Fifty percent of retiring senators and 42 percent of retiring congressmen become lobbyists. "Everyone," he says, "ultimately is playing for the same team."
Maybe it wouldn't matter, except that we, the taxpayers, foot the bill one way or the other for the whole Washington clown show. It's either our taxes, or, in the case of corporate donations, money that should have gone to us as shareholders or customers.
Mr. Leibovich sticks the knife in every once and a while, reminding the reader that while these people in Washington munch shrimp and drink flutes of champagne, the unemployment rate reached 8.2 percent and the median net worth of the American family dropped to a mid-1990 level.
Washington is, of course, the richest metropolitan area in the country. Feeding as it does off the ever-growing government and its hangers-on, it has never felt any of the pains of America's chronic recession, tormenting the rest of the country for five years now.
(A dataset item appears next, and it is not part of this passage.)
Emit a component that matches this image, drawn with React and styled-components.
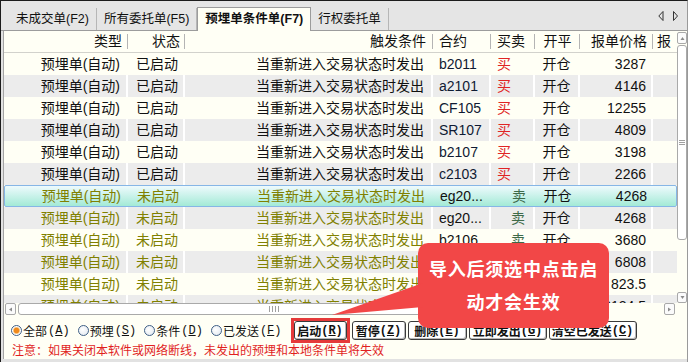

Using a device from the movie "Four Weddings and a Funeral," Mr. Leibovich uses a series of funerals of prominent Washingtonian members of "The Club" as the framework for his book. These include those of TV journalist Tim Russert and diplomat-politician Richard Holbrooke.
Watching all the political and media types milling about and playing to the house at one of these extravaganzas illustrates perfectly what Mr. Leibovich is talking about. Everyone is dressed to the nines, each is angling for a TV-visible seat, lots of "air kisses" are exchanged, and everyone notes who is there, who is not and who gets to speak.
A few personal observations. First, I hadn't realized what a big player on the Washington scene Tammy Haddad, the daughter of Pittsburgh's Haddad's Trucks, whom Mr. Leibovich refers to as "The Tamster," apparently is, nor how that came to be.
The second was that many of the people whom Mr. Leibovich identifies as heavy hitters -- Bob Barnett, Craig Crawford, Mike Allen, Doug Band as examples -- are not only not elected officials, but also people that I in my provincial ignorance have never heard of.
Worst of all, and this may have been incidental or deliberate on Mr. Leibovich's part, in discussing and describing these people who, in principle, are governing the country, he makes virtually no mention of issues, nor principles, nor anything of that sort. He says it is "a system that rewards, more than anything, self-perpetuation."
President Barack Obama plays, in effect, no part whatsoever in this account of the Washington melee. Heaven help us. Don't miss this book.